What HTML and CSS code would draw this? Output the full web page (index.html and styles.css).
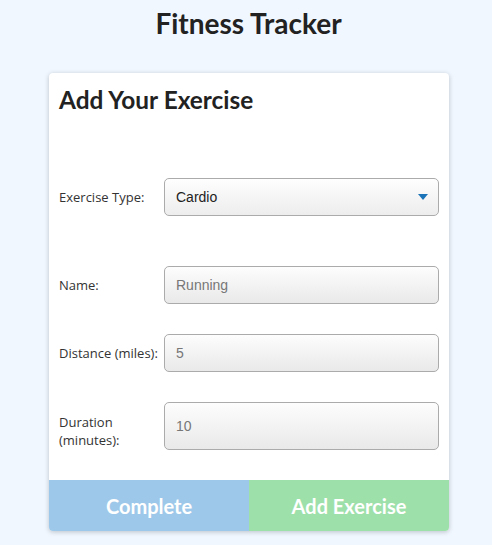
FILE: index.html
```html
<!DOCTYPE html>
<html>
<head>
<meta charset="utf-8">
<link rel="stylesheet" href="styles.css">
</head>
<body>
<h1 class="title">Fitness Tracker</h1>
<div class="card">
  <h2 class="card-title">Add Your Exercise</h2>
  <div class="row row-type">
    <label class="label">Exercise Type:</label>
    <div class="field select">
      <span class="value">Cardio</span>
      <svg class="caret" width="10" height="6" viewBox="0 0 10 6"><path d="M0 0H10L5 6Z" fill="#1b74b8"/></svg>
    </div>
  </div>
  <div class="row row-name">
    <label class="label">Name:</label>
    <div class="field"><span class="value muted">Running</span></div>
  </div>
  <div class="row row-dist">
    <label class="label">Distance (miles):</label>
    <div class="field"><span class="value muted">5</span></div>
  </div>
  <div class="row row-dur">
    <label class="label label-dur">Duration (minutes):</label>
    <div class="field tall"><span class="value muted">10</span></div>
  </div>
  <div class="actions">
    <button class="btn btn-complete">Complete</button>
    <button class="btn btn-add">Add Exercise</button>
  </div>
</div>
</body>
</html>
```

FILE: styles.css
```css
html, body {
  margin: 0;
  padding: 0;
}
body {
  background: #f0f7ff;
  font-family: Lato, "Open Sans", sans-serif;
  color: #222;
  width: 492px;
  height: 545px;
  overflow: hidden;
}
.title {
  margin: 6px 0 0 0;
  padding-left: 5px;
  text-align: center;
  font-family: Lato, sans-serif;
  font-weight: 700;
  font-size: 28px;
  line-height: 34px;
  color: #222;
}
.card {
  margin: 33px 0 0 49px;
  width: 400px;
  background: #fff;
  border-radius: 4px;
  box-shadow: 0 1px 5px rgba(0, 0, 0, 0.22);
  overflow: hidden;
}
.card-title {
  margin: 0;
  padding: 13px 0 0 10px;
  font-family: Lato, sans-serif;
  font-weight: 700;
  font-size: 24.4px;
  line-height: 28px;
  color: #222;
}
.row {
  display: flex;
  align-items: center;
  padding: 0 10px 0 10px;
}
.row-type { margin-top: 64px; }
.row-name { margin-top: 50px; }
.row-dist { margin-top: 30px; }
.row-dur { margin-top: 30px; }
.label {
  width: 105px;
  flex: none;
  font-family: "Open Sans", sans-serif;
  font-size: 13px;
  line-height: 18px;
  color: #333;
}
.label-dur { padding-top: 10px; }
.field {
  flex: 1;
  height: 36px;
  box-sizing: content-box;
  border: 1px solid #ababab;
  border-radius: 5px;
  background: linear-gradient(#fdfdfd, #e9e9e9);
  display: flex;
  align-items: center;
  padding: 0 11px;
  font-family: "Liberation Sans", Arial, sans-serif;
  font-size: 14px;
}
.field.tall { height: 46px; }
.select {
  justify-content: space-between;
  background: linear-gradient(#fefefe, #ededed);
}
.value { color: #222; }
.value.muted { color: #777; }
.caret { margin-right: -1px; }
.actions {
  display: flex;
  margin-top: 30px;
}
.btn {
  flex: 1;
  height: 51px;
  border: none;
  margin: 0;
  padding: 0;
  font-family: Lato, sans-serif;
  font-weight: 700;
  font-size: 20px;
  color: #fff;
}
.btn-complete { background: #9ec8e9; }
.btn-add { background: #9ee0aa; }
```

--------------------------------------------------

Exclude the images, then output the data above word for word.

> _Task solution_
What HTML and CSS code would draw this? Output the full web page (index.html and styles.css).
FILE: index.html
```html
<!DOCTYPE html>
<html>
<head>
<meta charset="utf-8">
<link rel="stylesheet" href="styles.css">
</head>
<body>
<h1 class="title">Fitness Tracker</h1>
<div class="card">
  <h2 class="card-title">Add Your Exercise</h2>
  <div class="row row-type">
    <label class="label">Exercise Type:</label>
    <div class="field select">
      <span class="value">Cardio</span>
      <svg class="caret" width="10" height="6" viewBox="0 0 10 6"><path d="M0 0H10L5 6Z" fill="#1b74b8"/></svg>
    </div>
  </div>
  <div class="row row-name">
    <label class="label">Name:</label>
    <div class="field"><span class="value muted">Running</span></div>
  </div>
  <div class="row row-dist">
    <label class="label">Distance (miles):</label>
    <div class="field"><span class="value muted">5</span></div>
  </div>
  <div class="row row-dur">
    <label class="label label-dur">Duration (minutes):</label>
    <div class="field tall"><span class="value muted">10</span></div>
  </div>
  <div class="actions">
    <button class="btn btn-complete">Complete</button>
    <button class="btn btn-add">Add Exercise</button>
  </div>
</div>
</body>
</html>
```

FILE: styles.css
```css
html, body {
  margin: 0;
  padding: 0;
}
body {
  background: #f0f7ff;
  font-family: Lato, "Open Sans", sans-serif;
  color: #222;
  width: 492px;
  height: 545px;
  overflow: hidden;
}
.title {
  margin: 6px 0 0 0;
  padding-left: 5px;
  text-align: center;
  font-family: Lato, sans-serif;
  font-weight: 700;
  font-size: 28px;
  line-height: 34px;
  color: #222;
}
.card {
  margin: 33px 0 0 49px;
  width: 400px;
  background: #fff;
  border-radius: 4px;
  box-shadow: 0 1px 5px rgba(0, 0, 0, 0.22);
  overflow: hidden;
}
.card-title {
  margin: 0;
  padding: 13px 0 0 10px;
  font-family: Lato, sans-serif;
  font-weight: 700;
  font-size: 24.4px;
  line-height: 28px;
  color: #222;
}
.row {
  display: flex;
  align-items: center;
  padding: 0 10px 0 10px;
}
.row-type { margin-top: 64px; }
.row-name { margin-top: 50px; }
.row-dist { margin-top: 30px; }
.row-dur { margin-top: 30px; }
.label {
  width: 105px;
  flex: none;
  font-family: "Open Sans", sans-serif;
  font-size: 13px;
  line-height: 18px;
  color: #333;
}
.label-dur { padding-top: 10px; }
.field {
  flex: 1;
  height: 36px;
  box-sizing: content-box;
  border: 1px solid #ababab;
  border-radius: 5px;
  background: linear-gradient(#fdfdfd, #e9e9e9);
  display: flex;
  align-items: center;
  padding: 0 11px;
  font-family: "Liberation Sans", Arial, sans-serif;
  font-size: 14px;
}
.field.tall { height: 46px; }
.select {
  justify-content: space-between;
  background: linear-gradient(#fefefe, #ededed);
}
.value { color: #222; }
.value.muted { color: #777; }
.caret { margin-right: -1px; }
.actions {
  display: flex;
  margin-top: 30px;
}
.btn {
  flex: 1;
  height: 51px;
  border: none;
  margin: 0;
  padding: 0;
  font-family: Lato, sans-serif;
  font-weight: 700;
  font-size: 20px;
  color: #fff;
}
.btn-complete { background: #9ec8e9; }
.btn-add { background: #9ee0aa; }
```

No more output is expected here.